━━━━━ Material for this task ━━━━━

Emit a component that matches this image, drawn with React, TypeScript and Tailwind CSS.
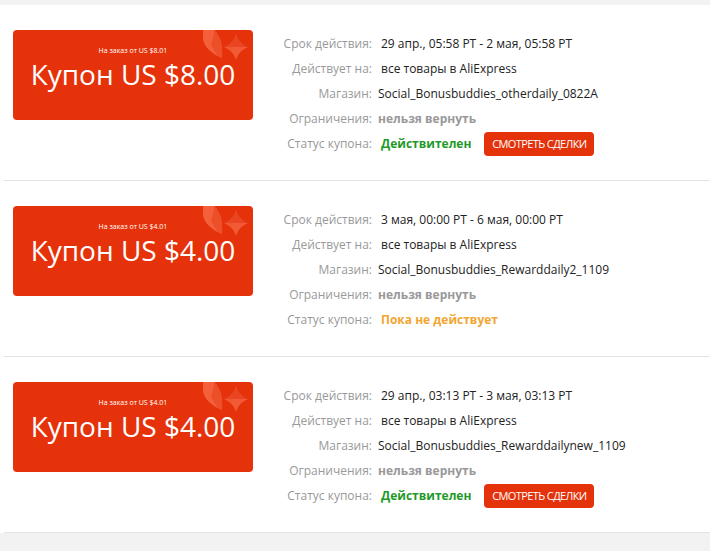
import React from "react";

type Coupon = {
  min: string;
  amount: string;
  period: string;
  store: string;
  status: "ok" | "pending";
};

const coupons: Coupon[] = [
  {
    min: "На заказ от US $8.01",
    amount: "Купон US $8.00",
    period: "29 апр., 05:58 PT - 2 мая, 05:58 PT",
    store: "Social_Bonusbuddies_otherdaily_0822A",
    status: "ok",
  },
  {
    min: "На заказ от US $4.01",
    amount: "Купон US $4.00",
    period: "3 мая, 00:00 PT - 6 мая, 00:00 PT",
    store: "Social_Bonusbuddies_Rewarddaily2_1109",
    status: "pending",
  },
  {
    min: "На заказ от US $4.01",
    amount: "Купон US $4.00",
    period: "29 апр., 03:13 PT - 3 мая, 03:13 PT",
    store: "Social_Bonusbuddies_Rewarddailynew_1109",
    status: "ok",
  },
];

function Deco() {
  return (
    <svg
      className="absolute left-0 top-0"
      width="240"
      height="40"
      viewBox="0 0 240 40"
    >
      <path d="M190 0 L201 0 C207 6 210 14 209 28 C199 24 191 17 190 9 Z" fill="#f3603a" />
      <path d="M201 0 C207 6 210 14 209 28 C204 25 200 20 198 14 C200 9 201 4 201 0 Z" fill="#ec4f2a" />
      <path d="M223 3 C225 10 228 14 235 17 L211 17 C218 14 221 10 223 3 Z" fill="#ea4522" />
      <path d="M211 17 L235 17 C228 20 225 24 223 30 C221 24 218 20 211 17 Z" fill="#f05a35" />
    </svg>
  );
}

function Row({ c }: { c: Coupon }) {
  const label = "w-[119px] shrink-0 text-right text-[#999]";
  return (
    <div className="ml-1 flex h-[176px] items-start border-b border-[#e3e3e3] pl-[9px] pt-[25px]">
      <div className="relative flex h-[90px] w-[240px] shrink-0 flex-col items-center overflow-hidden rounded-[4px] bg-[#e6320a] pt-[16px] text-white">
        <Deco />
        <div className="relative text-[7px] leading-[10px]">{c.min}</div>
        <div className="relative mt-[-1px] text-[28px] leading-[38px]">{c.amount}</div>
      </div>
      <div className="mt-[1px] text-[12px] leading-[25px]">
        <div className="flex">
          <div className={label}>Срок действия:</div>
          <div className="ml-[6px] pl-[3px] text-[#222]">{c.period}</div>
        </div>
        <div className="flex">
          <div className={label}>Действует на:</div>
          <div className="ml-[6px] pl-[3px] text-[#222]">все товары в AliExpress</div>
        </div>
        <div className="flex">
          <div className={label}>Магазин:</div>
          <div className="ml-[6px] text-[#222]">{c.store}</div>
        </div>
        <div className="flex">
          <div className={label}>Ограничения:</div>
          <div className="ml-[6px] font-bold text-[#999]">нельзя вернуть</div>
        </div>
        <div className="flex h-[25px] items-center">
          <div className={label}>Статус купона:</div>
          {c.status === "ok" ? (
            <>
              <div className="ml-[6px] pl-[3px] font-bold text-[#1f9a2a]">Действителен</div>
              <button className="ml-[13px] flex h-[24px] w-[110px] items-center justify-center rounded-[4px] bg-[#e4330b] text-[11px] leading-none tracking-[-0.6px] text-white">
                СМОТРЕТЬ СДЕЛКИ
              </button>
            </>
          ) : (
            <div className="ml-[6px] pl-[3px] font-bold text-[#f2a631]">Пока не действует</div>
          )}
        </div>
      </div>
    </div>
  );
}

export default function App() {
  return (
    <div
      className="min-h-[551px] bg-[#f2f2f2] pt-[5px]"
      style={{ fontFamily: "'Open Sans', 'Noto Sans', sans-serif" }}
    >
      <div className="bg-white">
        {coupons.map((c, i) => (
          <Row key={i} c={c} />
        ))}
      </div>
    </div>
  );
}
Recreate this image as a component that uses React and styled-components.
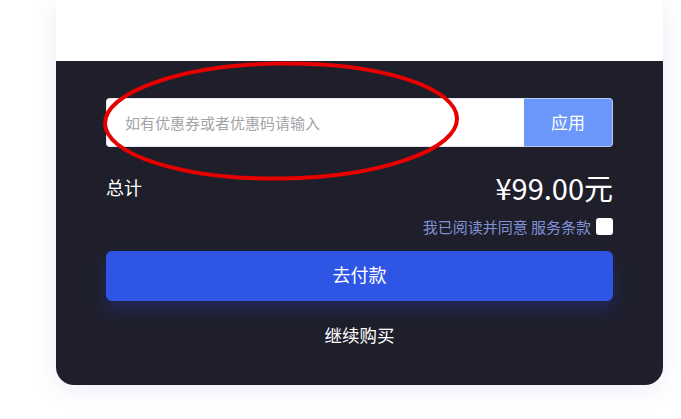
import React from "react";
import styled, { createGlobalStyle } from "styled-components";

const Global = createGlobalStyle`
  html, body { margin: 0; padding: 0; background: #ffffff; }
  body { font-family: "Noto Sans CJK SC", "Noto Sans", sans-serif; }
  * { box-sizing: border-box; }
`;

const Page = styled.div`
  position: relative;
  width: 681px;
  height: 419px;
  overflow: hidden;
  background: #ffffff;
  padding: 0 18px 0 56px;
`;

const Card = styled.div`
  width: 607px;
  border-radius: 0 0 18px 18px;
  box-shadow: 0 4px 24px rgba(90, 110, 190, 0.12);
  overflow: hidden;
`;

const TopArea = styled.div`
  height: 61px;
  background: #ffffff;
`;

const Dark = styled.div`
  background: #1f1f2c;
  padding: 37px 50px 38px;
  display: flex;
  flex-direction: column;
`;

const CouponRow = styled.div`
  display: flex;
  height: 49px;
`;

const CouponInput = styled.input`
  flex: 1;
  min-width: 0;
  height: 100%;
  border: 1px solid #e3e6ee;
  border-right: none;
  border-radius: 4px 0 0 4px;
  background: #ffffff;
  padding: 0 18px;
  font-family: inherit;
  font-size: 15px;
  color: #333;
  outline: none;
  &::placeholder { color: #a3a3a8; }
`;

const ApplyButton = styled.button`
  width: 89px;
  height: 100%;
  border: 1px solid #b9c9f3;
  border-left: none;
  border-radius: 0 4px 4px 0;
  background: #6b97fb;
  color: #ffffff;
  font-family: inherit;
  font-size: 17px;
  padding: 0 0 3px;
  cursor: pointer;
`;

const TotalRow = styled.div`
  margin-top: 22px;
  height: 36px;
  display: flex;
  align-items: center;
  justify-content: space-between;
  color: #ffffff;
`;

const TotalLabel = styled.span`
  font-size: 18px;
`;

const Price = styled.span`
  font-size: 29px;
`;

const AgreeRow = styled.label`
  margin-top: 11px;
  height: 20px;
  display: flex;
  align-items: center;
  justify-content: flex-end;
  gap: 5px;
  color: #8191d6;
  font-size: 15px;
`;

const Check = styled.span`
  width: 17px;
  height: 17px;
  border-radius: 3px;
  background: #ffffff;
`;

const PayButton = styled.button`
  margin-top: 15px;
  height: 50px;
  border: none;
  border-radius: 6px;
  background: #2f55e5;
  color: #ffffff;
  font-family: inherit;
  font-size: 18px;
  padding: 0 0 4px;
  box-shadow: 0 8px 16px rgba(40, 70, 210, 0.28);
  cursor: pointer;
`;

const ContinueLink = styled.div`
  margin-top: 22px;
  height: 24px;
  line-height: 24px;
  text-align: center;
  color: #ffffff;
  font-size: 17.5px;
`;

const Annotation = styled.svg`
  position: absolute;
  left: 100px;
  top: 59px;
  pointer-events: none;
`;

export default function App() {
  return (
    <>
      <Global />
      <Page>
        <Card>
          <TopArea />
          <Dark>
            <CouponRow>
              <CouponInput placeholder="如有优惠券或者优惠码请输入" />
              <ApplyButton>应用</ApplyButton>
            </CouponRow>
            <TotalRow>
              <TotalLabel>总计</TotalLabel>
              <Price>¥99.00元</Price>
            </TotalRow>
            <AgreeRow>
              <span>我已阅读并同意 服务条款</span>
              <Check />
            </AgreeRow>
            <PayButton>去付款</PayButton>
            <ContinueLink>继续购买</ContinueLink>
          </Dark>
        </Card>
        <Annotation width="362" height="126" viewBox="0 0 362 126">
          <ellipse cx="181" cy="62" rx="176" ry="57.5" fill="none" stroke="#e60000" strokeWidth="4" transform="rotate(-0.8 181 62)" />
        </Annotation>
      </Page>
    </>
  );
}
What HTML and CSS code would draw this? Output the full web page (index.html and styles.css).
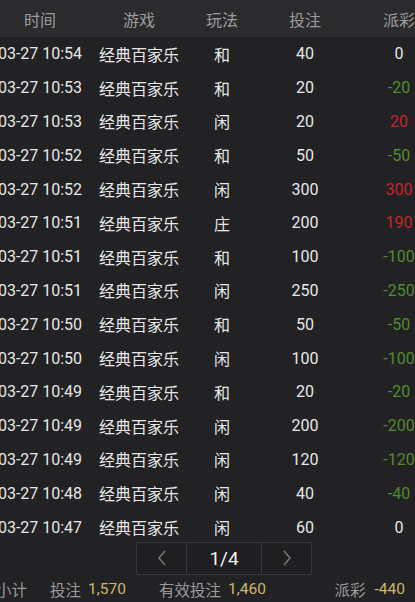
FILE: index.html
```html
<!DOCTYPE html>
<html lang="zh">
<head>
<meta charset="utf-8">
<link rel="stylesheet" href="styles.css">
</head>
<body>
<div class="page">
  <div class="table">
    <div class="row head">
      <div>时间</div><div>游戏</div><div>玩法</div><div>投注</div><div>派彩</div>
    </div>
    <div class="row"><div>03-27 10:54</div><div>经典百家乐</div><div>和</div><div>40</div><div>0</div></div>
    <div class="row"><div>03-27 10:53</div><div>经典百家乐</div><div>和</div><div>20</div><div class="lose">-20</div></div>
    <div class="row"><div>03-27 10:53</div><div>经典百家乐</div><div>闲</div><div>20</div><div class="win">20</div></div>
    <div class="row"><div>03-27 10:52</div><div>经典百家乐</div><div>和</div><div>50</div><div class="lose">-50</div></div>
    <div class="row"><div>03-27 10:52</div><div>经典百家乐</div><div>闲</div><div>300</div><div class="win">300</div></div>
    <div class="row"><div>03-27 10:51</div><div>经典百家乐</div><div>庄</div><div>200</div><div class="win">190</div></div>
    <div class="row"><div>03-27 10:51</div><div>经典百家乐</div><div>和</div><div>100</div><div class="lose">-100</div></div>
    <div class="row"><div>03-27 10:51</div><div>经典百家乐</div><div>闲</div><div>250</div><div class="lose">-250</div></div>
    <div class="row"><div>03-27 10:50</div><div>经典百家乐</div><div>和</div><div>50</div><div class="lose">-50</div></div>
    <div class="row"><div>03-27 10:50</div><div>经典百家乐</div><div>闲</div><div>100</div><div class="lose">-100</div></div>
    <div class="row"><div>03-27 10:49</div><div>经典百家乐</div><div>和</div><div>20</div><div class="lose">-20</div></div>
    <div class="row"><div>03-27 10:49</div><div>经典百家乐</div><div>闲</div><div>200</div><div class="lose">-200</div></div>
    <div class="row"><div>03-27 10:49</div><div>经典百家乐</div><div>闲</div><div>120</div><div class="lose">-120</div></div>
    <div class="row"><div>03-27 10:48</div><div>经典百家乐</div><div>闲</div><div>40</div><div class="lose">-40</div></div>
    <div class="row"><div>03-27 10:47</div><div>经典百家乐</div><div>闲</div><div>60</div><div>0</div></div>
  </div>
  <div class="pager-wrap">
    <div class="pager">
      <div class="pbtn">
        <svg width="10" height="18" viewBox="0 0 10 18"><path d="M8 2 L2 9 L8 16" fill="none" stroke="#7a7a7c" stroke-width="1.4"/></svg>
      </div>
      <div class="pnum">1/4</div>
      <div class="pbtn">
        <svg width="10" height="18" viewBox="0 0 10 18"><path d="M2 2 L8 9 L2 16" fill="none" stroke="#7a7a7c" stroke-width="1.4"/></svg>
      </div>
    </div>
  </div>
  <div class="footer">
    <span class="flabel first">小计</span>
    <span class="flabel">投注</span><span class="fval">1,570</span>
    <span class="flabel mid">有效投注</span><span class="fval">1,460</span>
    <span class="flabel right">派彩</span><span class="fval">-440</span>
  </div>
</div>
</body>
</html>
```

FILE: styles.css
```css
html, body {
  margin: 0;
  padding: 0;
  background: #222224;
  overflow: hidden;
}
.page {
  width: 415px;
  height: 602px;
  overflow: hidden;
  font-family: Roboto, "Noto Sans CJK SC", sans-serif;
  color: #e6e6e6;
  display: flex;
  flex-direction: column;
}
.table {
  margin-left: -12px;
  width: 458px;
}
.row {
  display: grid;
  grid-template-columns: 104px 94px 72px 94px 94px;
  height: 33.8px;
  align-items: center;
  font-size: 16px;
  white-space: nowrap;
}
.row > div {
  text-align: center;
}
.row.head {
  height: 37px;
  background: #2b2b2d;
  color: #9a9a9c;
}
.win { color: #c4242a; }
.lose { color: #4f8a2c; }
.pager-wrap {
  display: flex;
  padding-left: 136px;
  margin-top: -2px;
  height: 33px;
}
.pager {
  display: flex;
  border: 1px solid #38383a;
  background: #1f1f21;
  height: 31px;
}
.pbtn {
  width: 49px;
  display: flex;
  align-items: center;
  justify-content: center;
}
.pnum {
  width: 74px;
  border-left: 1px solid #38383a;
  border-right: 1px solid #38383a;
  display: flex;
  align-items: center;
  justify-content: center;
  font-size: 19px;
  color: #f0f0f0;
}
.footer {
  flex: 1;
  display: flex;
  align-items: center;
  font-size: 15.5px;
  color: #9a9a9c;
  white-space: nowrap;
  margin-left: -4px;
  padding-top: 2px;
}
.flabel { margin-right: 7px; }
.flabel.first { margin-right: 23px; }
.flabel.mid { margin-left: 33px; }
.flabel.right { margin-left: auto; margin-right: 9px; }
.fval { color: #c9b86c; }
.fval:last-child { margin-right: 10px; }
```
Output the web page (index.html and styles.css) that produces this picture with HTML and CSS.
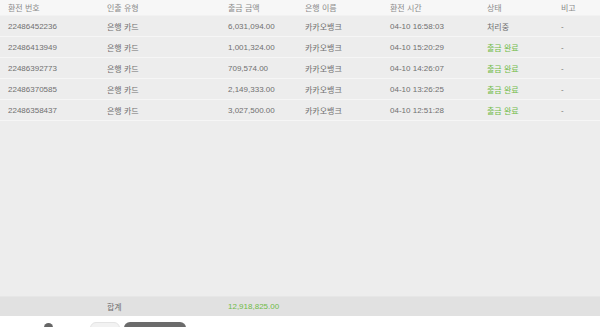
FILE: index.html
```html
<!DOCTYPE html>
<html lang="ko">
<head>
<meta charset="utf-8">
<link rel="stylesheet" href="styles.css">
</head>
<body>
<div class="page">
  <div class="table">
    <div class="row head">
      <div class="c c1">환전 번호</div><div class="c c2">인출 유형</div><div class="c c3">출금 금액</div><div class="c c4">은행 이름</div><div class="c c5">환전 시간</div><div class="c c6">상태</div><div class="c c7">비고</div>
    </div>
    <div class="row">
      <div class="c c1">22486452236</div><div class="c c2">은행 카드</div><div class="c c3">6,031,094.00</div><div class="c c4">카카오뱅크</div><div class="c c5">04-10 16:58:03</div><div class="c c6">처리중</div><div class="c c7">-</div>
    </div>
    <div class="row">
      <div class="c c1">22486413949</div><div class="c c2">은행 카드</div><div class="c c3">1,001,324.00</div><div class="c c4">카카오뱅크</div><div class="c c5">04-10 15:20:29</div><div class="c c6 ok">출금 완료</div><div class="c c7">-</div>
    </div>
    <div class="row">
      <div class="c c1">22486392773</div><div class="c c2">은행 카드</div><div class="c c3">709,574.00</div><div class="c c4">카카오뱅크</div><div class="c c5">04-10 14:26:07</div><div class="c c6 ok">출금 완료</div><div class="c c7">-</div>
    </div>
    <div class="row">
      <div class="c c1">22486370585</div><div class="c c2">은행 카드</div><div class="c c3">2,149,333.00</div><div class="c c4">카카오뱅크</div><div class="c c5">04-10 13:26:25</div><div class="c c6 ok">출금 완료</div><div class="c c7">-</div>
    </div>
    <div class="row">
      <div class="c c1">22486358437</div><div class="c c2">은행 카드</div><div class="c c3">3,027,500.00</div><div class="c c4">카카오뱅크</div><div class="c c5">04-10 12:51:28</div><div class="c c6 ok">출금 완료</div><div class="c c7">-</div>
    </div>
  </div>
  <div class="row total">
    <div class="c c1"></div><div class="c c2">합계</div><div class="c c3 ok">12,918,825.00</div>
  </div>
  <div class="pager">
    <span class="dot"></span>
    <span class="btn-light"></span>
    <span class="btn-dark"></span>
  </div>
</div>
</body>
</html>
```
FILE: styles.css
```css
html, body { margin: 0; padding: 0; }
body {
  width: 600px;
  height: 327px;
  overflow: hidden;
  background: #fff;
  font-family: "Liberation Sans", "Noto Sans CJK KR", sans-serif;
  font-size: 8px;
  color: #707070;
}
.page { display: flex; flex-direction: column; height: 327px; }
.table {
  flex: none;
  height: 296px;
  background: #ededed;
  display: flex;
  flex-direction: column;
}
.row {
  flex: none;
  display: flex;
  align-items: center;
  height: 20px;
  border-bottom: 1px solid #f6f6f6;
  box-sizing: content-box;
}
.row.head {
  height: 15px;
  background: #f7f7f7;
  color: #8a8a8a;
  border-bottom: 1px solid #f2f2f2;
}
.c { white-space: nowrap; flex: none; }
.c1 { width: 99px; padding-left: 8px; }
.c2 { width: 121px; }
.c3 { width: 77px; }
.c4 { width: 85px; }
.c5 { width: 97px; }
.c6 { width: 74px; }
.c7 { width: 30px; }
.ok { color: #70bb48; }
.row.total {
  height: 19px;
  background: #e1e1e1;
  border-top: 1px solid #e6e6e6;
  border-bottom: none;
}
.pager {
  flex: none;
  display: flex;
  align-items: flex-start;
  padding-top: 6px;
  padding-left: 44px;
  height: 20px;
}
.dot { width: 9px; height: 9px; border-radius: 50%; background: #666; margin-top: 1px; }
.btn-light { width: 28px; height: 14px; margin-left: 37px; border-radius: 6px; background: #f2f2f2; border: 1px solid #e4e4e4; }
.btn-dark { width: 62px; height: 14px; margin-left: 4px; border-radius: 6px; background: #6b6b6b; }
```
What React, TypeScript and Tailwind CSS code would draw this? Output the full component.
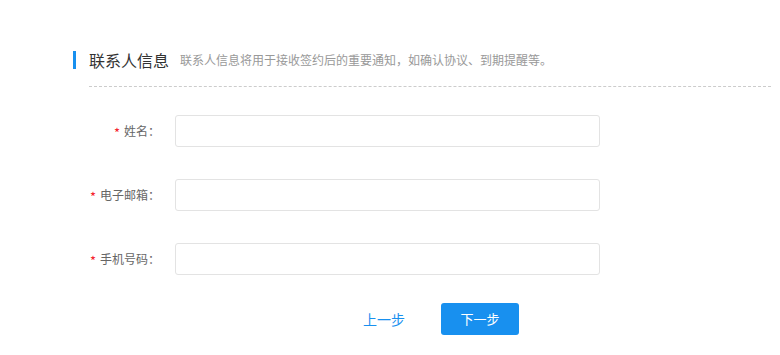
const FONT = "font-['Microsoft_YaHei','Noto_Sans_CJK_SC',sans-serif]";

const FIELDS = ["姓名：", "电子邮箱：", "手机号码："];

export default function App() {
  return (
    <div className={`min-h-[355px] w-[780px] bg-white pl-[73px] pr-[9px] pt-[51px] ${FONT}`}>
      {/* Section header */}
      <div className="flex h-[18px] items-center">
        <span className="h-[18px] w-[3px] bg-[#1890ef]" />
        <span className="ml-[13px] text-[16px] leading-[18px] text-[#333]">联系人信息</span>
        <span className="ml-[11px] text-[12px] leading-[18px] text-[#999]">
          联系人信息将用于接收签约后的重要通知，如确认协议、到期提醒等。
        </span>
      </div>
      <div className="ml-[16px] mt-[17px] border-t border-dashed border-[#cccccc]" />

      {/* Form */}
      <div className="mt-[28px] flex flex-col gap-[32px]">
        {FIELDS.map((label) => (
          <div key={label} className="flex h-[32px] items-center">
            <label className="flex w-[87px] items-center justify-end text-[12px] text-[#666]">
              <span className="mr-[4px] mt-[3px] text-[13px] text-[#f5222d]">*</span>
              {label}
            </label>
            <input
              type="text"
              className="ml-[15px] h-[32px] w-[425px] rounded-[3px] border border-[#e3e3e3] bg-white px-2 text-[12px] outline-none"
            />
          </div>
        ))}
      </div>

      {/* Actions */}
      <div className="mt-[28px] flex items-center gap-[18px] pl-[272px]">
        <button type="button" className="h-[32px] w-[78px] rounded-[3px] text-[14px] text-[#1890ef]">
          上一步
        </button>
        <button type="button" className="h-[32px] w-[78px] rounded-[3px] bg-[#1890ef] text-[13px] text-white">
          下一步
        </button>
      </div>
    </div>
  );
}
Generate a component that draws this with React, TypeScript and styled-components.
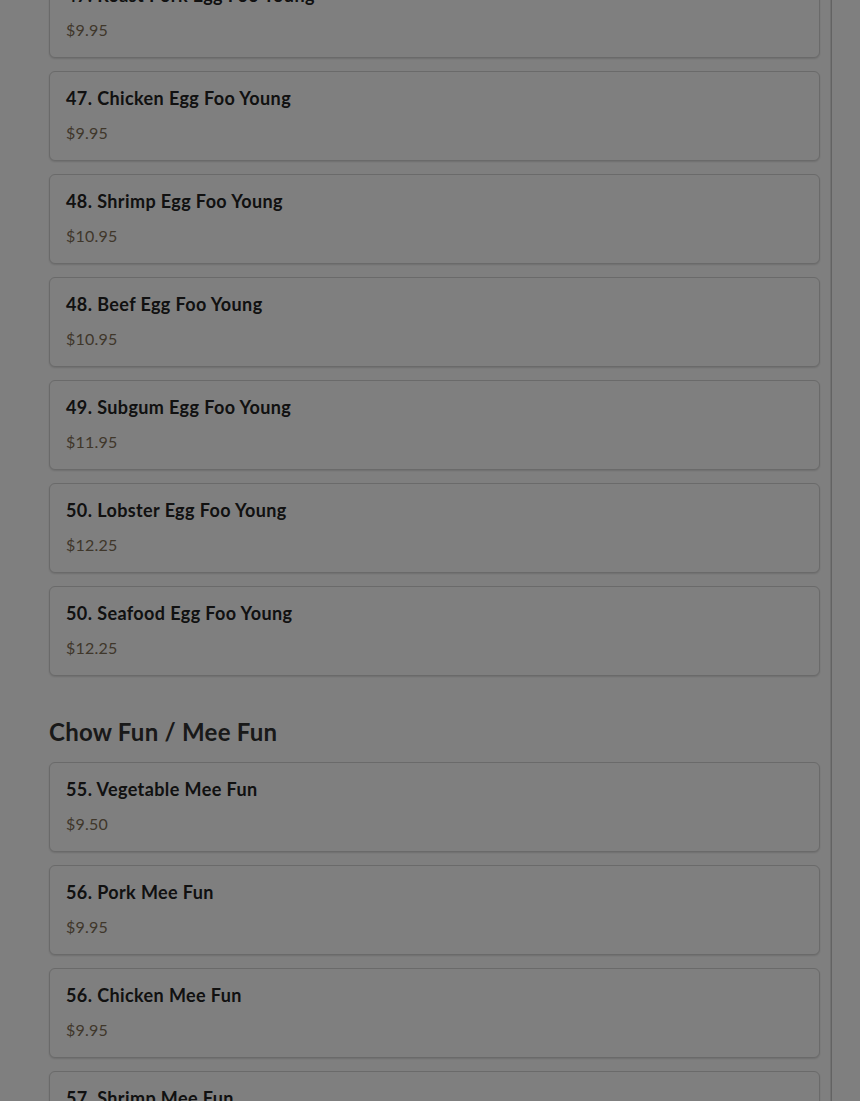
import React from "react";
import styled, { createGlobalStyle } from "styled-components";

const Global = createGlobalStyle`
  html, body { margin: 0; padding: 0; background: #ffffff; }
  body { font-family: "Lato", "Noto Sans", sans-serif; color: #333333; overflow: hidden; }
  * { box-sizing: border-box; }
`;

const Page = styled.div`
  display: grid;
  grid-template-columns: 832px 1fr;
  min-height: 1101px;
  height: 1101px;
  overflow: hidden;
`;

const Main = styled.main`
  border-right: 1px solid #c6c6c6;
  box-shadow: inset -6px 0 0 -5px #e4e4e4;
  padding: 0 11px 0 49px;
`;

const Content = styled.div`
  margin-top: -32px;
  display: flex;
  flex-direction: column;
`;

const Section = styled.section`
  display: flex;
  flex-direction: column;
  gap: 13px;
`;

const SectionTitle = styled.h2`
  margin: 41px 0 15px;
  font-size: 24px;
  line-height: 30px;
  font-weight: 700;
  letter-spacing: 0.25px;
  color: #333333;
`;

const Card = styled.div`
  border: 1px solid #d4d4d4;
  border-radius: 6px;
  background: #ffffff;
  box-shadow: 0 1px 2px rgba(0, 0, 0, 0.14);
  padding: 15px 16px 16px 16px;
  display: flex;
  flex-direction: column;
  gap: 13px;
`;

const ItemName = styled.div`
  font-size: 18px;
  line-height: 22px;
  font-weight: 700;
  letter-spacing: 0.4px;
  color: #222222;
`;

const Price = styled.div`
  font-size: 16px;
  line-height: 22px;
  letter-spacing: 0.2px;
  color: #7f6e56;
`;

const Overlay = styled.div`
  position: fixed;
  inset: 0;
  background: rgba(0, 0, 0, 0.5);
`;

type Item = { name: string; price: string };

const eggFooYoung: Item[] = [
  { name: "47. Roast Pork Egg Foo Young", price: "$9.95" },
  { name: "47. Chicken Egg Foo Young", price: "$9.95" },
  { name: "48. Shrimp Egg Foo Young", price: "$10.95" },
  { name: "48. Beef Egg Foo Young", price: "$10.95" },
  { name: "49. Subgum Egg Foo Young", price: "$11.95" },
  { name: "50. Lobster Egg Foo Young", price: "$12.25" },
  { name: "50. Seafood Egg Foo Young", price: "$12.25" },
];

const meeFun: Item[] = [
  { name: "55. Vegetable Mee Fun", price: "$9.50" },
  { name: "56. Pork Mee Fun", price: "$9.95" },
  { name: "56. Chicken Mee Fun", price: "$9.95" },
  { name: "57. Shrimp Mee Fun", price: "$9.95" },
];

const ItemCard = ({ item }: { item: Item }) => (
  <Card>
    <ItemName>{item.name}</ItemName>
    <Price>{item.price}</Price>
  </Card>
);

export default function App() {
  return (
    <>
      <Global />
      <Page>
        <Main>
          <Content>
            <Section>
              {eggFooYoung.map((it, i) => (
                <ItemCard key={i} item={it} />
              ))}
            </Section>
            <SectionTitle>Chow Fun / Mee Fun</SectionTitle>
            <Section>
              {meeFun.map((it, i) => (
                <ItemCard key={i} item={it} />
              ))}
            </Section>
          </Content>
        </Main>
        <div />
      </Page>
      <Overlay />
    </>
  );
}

━━━━━

## [The task]
Skip the pictures and repeat, word for word, the lines from the one containing "What React, TypeScript" to the one containing "mt-[17px] border-t border-dashed", keeping both of those lines.

## [Task output]
What React, TypeScript and Tailwind CSS code would draw this? Output the full component.
const FONT = "font-['Microsoft_YaHei','Noto_Sans_CJK_SC',sans-serif]";

const FIELDS = ["姓名：", "电子邮箱：", "手机号码："];

export default function App() {
  return (
    <div className={`min-h-[355px] w-[780px] bg-white pl-[73px] pr-[9px] pt-[51px] ${FONT}`}>
      {/* Section header */}
      <div className="flex h-[18px] items-center">
        <span className="h-[18px] w-[3px] bg-[#1890ef]" />
        <span className="ml-[13px] text-[16px] leading-[18px] text-[#333]">联系人信息</span>
        <span className="ml-[11px] text-[12px] leading-[18px] text-[#999]">
          联系人信息将用于接收签约后的重要通知，如确认协议、到期提醒等。
        </span>
      </div>
      <div className="ml-[16px] mt-[17px] border-t border-dashed border-[#cccccc]" />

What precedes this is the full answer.